■ SET PROBLEM ■
Set down the records once more, please, exactly and with the pictures left out.

■ STORED ROWS ■
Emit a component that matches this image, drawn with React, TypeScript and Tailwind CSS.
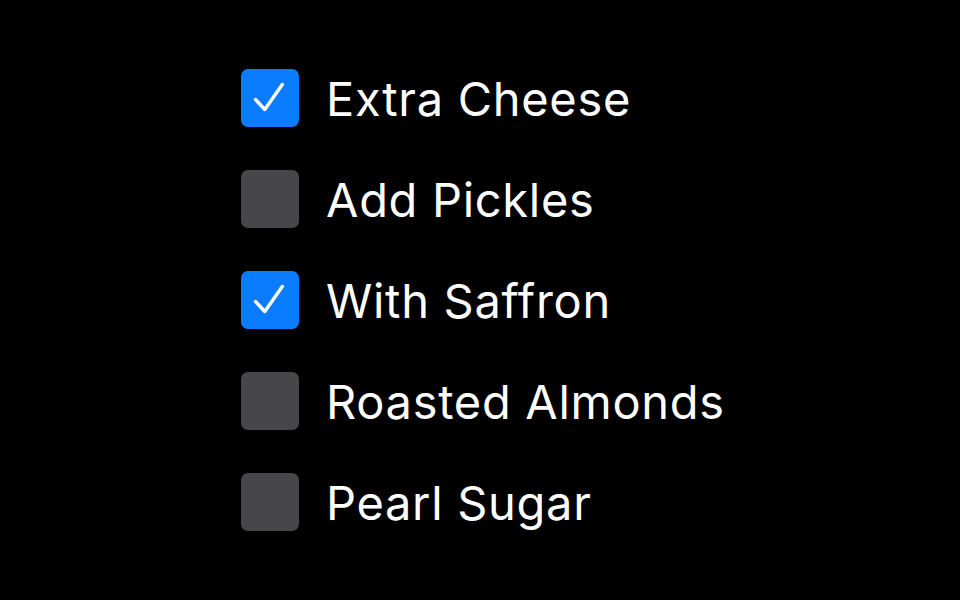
import React from "react";

const items = [
  { label: "Extra Cheese", checked: true },
  { label: "Add Pickles", checked: false },
  { label: "With Saffron", checked: true },
  { label: "Roasted Almonds", checked: false },
  { label: "Pearl Sugar", checked: false },
];

function Box({ checked }: { checked: boolean }) {
  return (
    <div
      className={
        "w-[58px] h-[58px] rounded-[7px] flex-none flex items-center justify-center " +
        (checked ? "bg-[#0a7cff]" : "bg-[#474749]")
      }
    >
      {checked && (
        <svg width="58" height="58" viewBox="0 0 58 58" fill="none">
          <path
            d="M14.5 30.5 L23.8 40.5 L41.3 15.5"
            stroke="white"
            strokeWidth="3.4"
            strokeLinecap="round"
            strokeLinejoin="round"
          />
        </svg>
      )}
    </div>
  );
}

export default function App() {
  return (
    <div
      className="w-[960px] h-[600px] bg-black flex items-center pl-[241px]"
      style={{ fontFamily: "Inter, 'Noto Sans', sans-serif" }}
    >
      <div className="flex flex-col gap-[43px]">
        {items.map((it) => (
          <div key={it.label} className="flex items-center gap-[27px] h-[58px]">
            <Box checked={it.checked} />
            <span className="text-white text-[47px] leading-none tracking-[0.7px]">{it.label}</span>
          </div>
        ))}
      </div>
    </div>
  );
}
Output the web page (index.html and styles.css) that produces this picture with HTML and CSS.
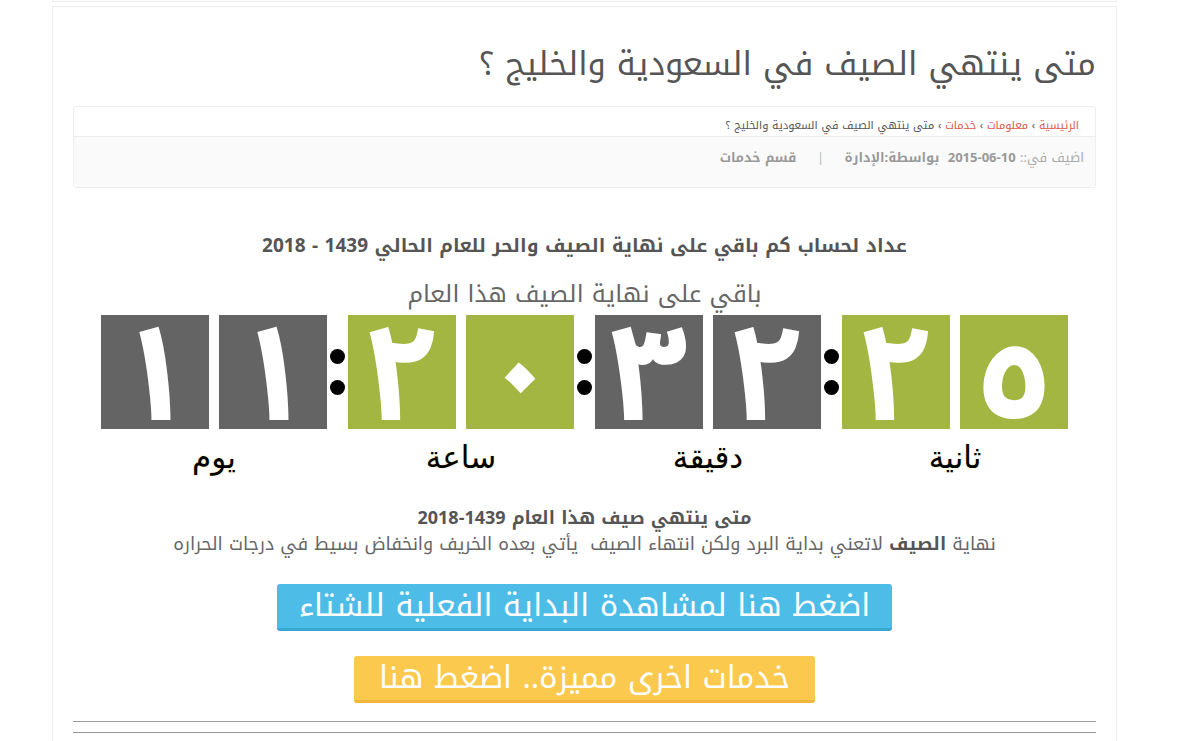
FILE: index.html
```html
<!DOCTYPE html>
<html lang="ar" dir="rtl">
<head>
  <meta charset="UTF-8">
  <meta name="viewport" content="width=device-width, initial-scale=1.0">
  <title>متى ينتهي الصيف في السعودية والخليج ؟</title>
  <link rel="stylesheet" href="styles.css">
</head>
<body>
  <div class="prev-box"></div>
  <div class="container">
    <h1 class="post-title">متى ينتهي الصيف في السعودية والخليج ؟</h1>

    <div class="post-info">
      <div class="crumbs">
        <a href="#">الرئيسية</a> › <a href="#">معلومات</a> › <a href="#">خدمات</a> › متى ينتهي الصيف في السعودية والخليج ؟
      </div>
      <div class="meta">
        <span class="light">اضيف في::</span>
        <b class="date">2015-06-10</b>
        <b>بواسطة:الإدارة</b>
        <span class="sep">|</span>
        <b>قسم خدمات</b>
      </div>
    </div>

    <div class="post-body">
      <h3 class="counter-title">عداد لحساب كم باقي على نهاية الصيف والحر للعام الحالي 1439 - 2018</h3>
      <p class="counter-sub">باقي على نهاية الصيف هذا العام</p>

      <div class="countdown">
        <div class="unit">
          <div class="digits">
            <span class="digit gray">١</span>
            <span class="digit gray">١</span>
          </div>
          <div class="label">يوم</div>
        </div>
        <div class="colon"><i></i><i></i></div>
        <div class="unit">
          <div class="digits">
            <span class="digit green">٢</span>
            <span class="digit green">٠</span>
          </div>
          <div class="label">ساعة</div>
        </div>
        <div class="colon"><i></i><i></i></div>
        <div class="unit">
          <div class="digits">
            <span class="digit gray">٣</span>
            <span class="digit gray">٢</span>
          </div>
          <div class="label">دقيقة</div>
        </div>
        <div class="colon"><i></i><i></i></div>
        <div class="unit">
          <div class="digits">
            <span class="digit green">٢</span>
            <span class="digit green">٥</span>
          </div>
          <div class="label">ثانية</div>
        </div>
      </div>

      <h4 class="end-title">متى ينتهي صيف هذا العام 1439-2018</h4>
      <p class="end-text">نهاية <b>الصيف</b> لاتعني بداية البرد ولكن انتهاء الصيف &nbsp;يأتي بعده الخريف وانخفاض بسيط في درجات الحراره</p>

      <div class="btn-row">
        <a href="#" class="btn btn-blue">اضغط هنا لمشاهدة البداية الفعلية للشتاء</a>
      </div>
      <div class="btn-row">
        <a href="#" class="btn btn-yellow">خدمات اخرى مميزة.. اضغط هنا</a>
      </div>

      <hr>
      <hr>
    </div>
  </div>
</body>
</html>
```

FILE: styles.css
```css
body {
  font-family: 'Noto Kufi Arabic', 'Noto Sans Arabic', 'Noto Sans', 'DejaVu Sans', sans-serif;
  margin: 0;
  padding: 0;
  background: #fff;
  color: #555;
}
.prev-box {
  width: 1065px;
  height: 2px;
  margin-right: 60px;
  border: 1px solid #eee;
  border-top: none;
  box-sizing: border-box;
}
.container {
  width: 1065px;
  margin: 4px 60px 0 0;
  border: 1px solid #eee;
  box-sizing: border-box;
  padding: 0 20px;
  height: 760px;
}
.post-title {
  font-size: 32.5px;
  font-weight: normal;
  color: #555;
  margin: 33px 0 18px;
  line-height: 48px;
}
.post-info {
  border: 1px solid #eee;
  border-radius: 3px;
}
.crumbs {
  height: 29px;
  line-height: 38px;
  font-size: 11px;
  color: #555;
  padding-right: 16px;
}
.crumbs a {
  color: #e0584a;
  text-decoration: none;
}
.meta {
  background: #fafafa;
  border-top: 1px solid #eee;
  height: 50px;
  line-height: 42px;
  padding-right: 11px;
  font-size: 13px;
  color: #999;
}
.meta .light {
  color: #aaa;
  font-weight: normal;
}
.meta b {
  margin-left: 4px;
}
.meta .date {
  direction: ltr;
  unicode-bidi: isolate;
}
.meta .sep {
  margin: 0 12px 0 16px;
  color: #bbb;
}
.post-body {
  text-align: center;
}
.counter-title {
  font-size: 19px;
  font-weight: bold;
  color: #555;
  margin: 46px 0 0;
  line-height: 24px;
}
.counter-sub {
  font-size: 24px;
  color: #666;
  margin: 21px 0 0;
  line-height: 30px;
}
.countdown {
  direction: ltr;
  display: flex;
  justify-content: center;
  margin-top: 6px;
}
.digits {
  display: flex;
  gap: 10px;
}
.digit {
  width: 108px;
  height: 114px;
  padding-top: 8px;
  box-sizing: border-box;
  color: #fff;
  font-family: 'Noto Sans Arabic', 'DejaVu Sans', sans-serif;
  font-weight: bold;
  font-size: 136px;
  line-height: 106px;
  text-align: center;
}
.gray {
  background: #646464;
}
.green {
  background: #a2b641;
}
.label {
  font-family: 'DejaVu Sans', sans-serif;
  font-size: 31px;
  color: #000;
  text-shadow: 0 0 2px #e6e6a0;
  margin-top: 10px;
  line-height: 36px;
}
.colon {
  width: 21px;
  height: 114px;
  display: flex;
  flex-direction: column;
  align-items: center;
  justify-content: center;
  gap: 16px;
}
.colon i {
  width: 15px;
  height: 15px;
  border-radius: 50%;
  background: #000;
}
.end-title {
  font-size: 18px;
  font-weight: bold;
  color: #555;
  margin: 31px 0 0;
  line-height: 24px;
}
.end-text {
  font-size: 18px;
  color: #666;
  margin: 2px 0 0;
  line-height: 24px;
}
.end-text b {
  color: #555;
}
.btn-row {
  margin-top: 28px;
}
.btn-row + .btn-row {
  margin-top: 25px;
}
.btn {
  display: inline-block;
  color: #fff;
  font-size: 31px;
  line-height: 44px;
  border-radius: 3px;
  text-decoration: none;
}
.btn-blue {
  padding: 0 22px;
  background: #4dbde8;
  border-bottom: 3px solid #3aa6d4;
}
.btn-yellow {
  padding: 0 25px;
  background: #fcc94f;
  border-bottom: 3px solid #f1b73a;
}
hr {
  border: none;
  border-top: 1px solid #999;
  margin: 0;
}
hr:first-of-type {
  margin-top: 18px;
}
hr + hr {
  margin-top: 10px;
}
```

■ OUTPUT BELOW ■
Emit a component that matches this image, drawn with React, TypeScript and Tailwind CSS.
import React from "react";

const items = [
  { label: "Extra Cheese", checked: true },
  { label: "Add Pickles", checked: false },
  { label: "With Saffron", checked: true },
  { label: "Roasted Almonds", checked: false },
  { label: "Pearl Sugar", checked: false },
];

function Box({ checked }: { checked: boolean }) {
  return (
    <div
      className={
        "w-[58px] h-[58px] rounded-[7px] flex-none flex items-center justify-center " +
        (checked ? "bg-[#0a7cff]" : "bg-[#474749]")
      }
    >
      {checked && (
        <svg width="58" height="58" viewBox="0 0 58 58" fill="none">
          <path
            d="M14.5 30.5 L23.8 40.5 L41.3 15.5"
            stroke="white"
            strokeWidth="3.4"
            strokeLinecap="round"
            strokeLinejoin="round"
          />
        </svg>
      )}
    </div>
  );
}

export default function App() {
  return (
    <div
      className="w-[960px] h-[600px] bg-black flex items-center pl-[241px]"
      style={{ fontFamily: "Inter, 'Noto Sans', sans-serif" }}
    >
      <div className="flex flex-col gap-[43px]">
        {items.map((it) => (
          <div key={it.label} className="flex items-center gap-[27px] h-[58px]">
            <Box checked={it.checked} />
            <span className="text-white text-[47px] leading-none tracking-[0.7px]">{it.label}</span>
          </div>
        ))}
      </div>
    </div>
  );
}
Output the web page (index.html and styles.css) that produces this picture with HTML and CSS.
FILE: index.html
```html
<!DOCTYPE html>
<html lang="ar" dir="rtl">
<head>
  <meta charset="UTF-8">
  <meta name="viewport" content="width=device-width, initial-scale=1.0">
  <title>متى ينتهي الصيف في السعودية والخليج ؟</title>
  <link rel="stylesheet" href="styles.css">
</head>
<body>
  <div class="prev-box"></div>
  <div class="container">
    <h1 class="post-title">متى ينتهي الصيف في السعودية والخليج ؟</h1>

    <div class="post-info">
      <div class="crumbs">
        <a href="#">الرئيسية</a> › <a href="#">معلومات</a> › <a href="#">خدمات</a> › متى ينتهي الصيف في السعودية والخليج ؟
      </div>
      <div class="meta">
        <span class="light">اضيف في::</span>
        <b class="date">2015-06-10</b>
        <b>بواسطة:الإدارة</b>
        <span class="sep">|</span>
        <b>قسم خدمات</b>
      </div>
    </div>

    <div class="post-body">
      <h3 class="counter-title">عداد لحساب كم باقي على نهاية الصيف والحر للعام الحالي 1439 - 2018</h3>
      <p class="counter-sub">باقي على نهاية الصيف هذا العام</p>

      <div class="countdown">
        <div class="unit">
          <div class="digits">
            <span class="digit gray">١</span>
            <span class="digit gray">١</span>
          </div>
          <div class="label">يوم</div>
        </div>
        <div class="colon"><i></i><i></i></div>
        <div class="unit">
          <div class="digits">
            <span class="digit green">٢</span>
            <span class="digit green">٠</span>
          </div>
          <div class="label">ساعة</div>
        </div>
        <div class="colon"><i></i><i></i></div>
        <div class="unit">
          <div class="digits">
            <span class="digit gray">٣</span>
            <span class="digit gray">٢</span>
          </div>
          <div class="label">دقيقة</div>
        </div>
        <div class="colon"><i></i><i></i></div>
        <div class="unit">
          <div class="digits">
            <span class="digit green">٢</span>
            <span class="digit green">٥</span>
          </div>
          <div class="label">ثانية</div>
        </div>
      </div>

      <h4 class="end-title">متى ينتهي صيف هذا العام 1439-2018</h4>
      <p class="end-text">نهاية <b>الصيف</b> لاتعني بداية البرد ولكن انتهاء الصيف &nbsp;يأتي بعده الخريف وانخفاض بسيط في درجات الحراره</p>

      <div class="btn-row">
        <a href="#" class="btn btn-blue">اضغط هنا لمشاهدة البداية الفعلية للشتاء</a>
      </div>
      <div class="btn-row">
        <a href="#" class="btn btn-yellow">خدمات اخرى مميزة.. اضغط هنا</a>
      </div>

      <hr>
      <hr>
    </div>
  </div>
</body>
</html>
```

FILE: styles.css
```css
body {
  font-family: 'Noto Kufi Arabic', 'Noto Sans Arabic', 'Noto Sans', 'DejaVu Sans', sans-serif;
  margin: 0;
  padding: 0;
  background: #fff;
  color: #555;
}
.prev-box {
  width: 1065px;
  height: 2px;
  margin-right: 60px;
  border: 1px solid #eee;
  border-top: none;
  box-sizing: border-box;
}
.container {
  width: 1065px;
  margin: 4px 60px 0 0;
  border: 1px solid #eee;
  box-sizing: border-box;
  padding: 0 20px;
  height: 760px;
}
.post-title {
  font-size: 32.5px;
  font-weight: normal;
  color: #555;
  margin: 33px 0 18px;
  line-height: 48px;
}
.post-info {
  border: 1px solid #eee;
  border-radius: 3px;
}
.crumbs {
  height: 29px;
  line-height: 38px;
  font-size: 11px;
  color: #555;
  padding-right: 16px;
}
.crumbs a {
  color: #e0584a;
  text-decoration: none;
}
.meta {
  background: #fafafa;
  border-top: 1px solid #eee;
  height: 50px;
  line-height: 42px;
  padding-right: 11px;
  font-size: 13px;
  color: #999;
}
.meta .light {
  color: #aaa;
  font-weight: normal;
}
.meta b {
  margin-left: 4px;
}
.meta .date {
  direction: ltr;
  unicode-bidi: isolate;
}
.meta .sep {
  margin: 0 12px 0 16px;
  color: #bbb;
}
.post-body {
  text-align: center;
}
.counter-title {
  font-size: 19px;
  font-weight: bold;
  color: #555;
  margin: 46px 0 0;
  line-height: 24px;
}
.counter-sub {
  font-size: 24px;
  color: #666;
  margin: 21px 0 0;
  line-height: 30px;
}
.countdown {
  direction: ltr;
  display: flex;
  justify-content: center;
  margin-top: 6px;
}
.digits {
  display: flex;
  gap: 10px;
}
.digit {
  width: 108px;
  height: 114px;
  padding-top: 8px;
  box-sizing: border-box;
  color: #fff;
  font-family: 'Noto Sans Arabic', 'DejaVu Sans', sans-serif;
  font-weight: bold;
  font-size: 136px;
  line-height: 106px;
  text-align: center;
}
.gray {
  background: #646464;
}
.green {
  background: #a2b641;
}
.label {
  font-family: 'DejaVu Sans', sans-serif;
  font-size: 31px;
  color: #000;
  text-shadow: 0 0 2px #e6e6a0;
  margin-top: 10px;
  line-height: 36px;
}
.colon {
  width: 21px;
  height: 114px;
  display: flex;
  flex-direction: column;
  align-items: center;
  justify-content: center;
  gap: 16px;
}
.colon i {
  width: 15px;
  height: 15px;
  border-radius: 50%;
  background: #000;
}
.end-title {
  font-size: 18px;
  font-weight: bold;
  color: #555;
  margin: 31px 0 0;
  line-height: 24px;
}
.end-text {
  font-size: 18px;
  color: #666;
  margin: 2px 0 0;
  line-height: 24px;
}
.end-text b {
  color: #555;
}
.btn-row {
  margin-top: 28px;
}
.btn-row + .btn-row {
  margin-top: 25px;
}
.btn {
  display: inline-block;
  color: #fff;
  font-size: 31px;
  line-height: 44px;
  border-radius: 3px;
  text-decoration: none;
}
.btn-blue {
  padding: 0 22px;
  background: #4dbde8;
  border-bottom: 3px solid #3aa6d4;
}
.btn-yellow {
  padding: 0 25px;
  background: #fcc94f;
  border-bottom: 3px solid #f1b73a;
}
hr {
  border: none;
  border-top: 1px solid #999;
  margin: 0;
}
hr:first-of-type {
  margin-top: 18px;
}
hr + hr {
  margin-top: 10px;
}
```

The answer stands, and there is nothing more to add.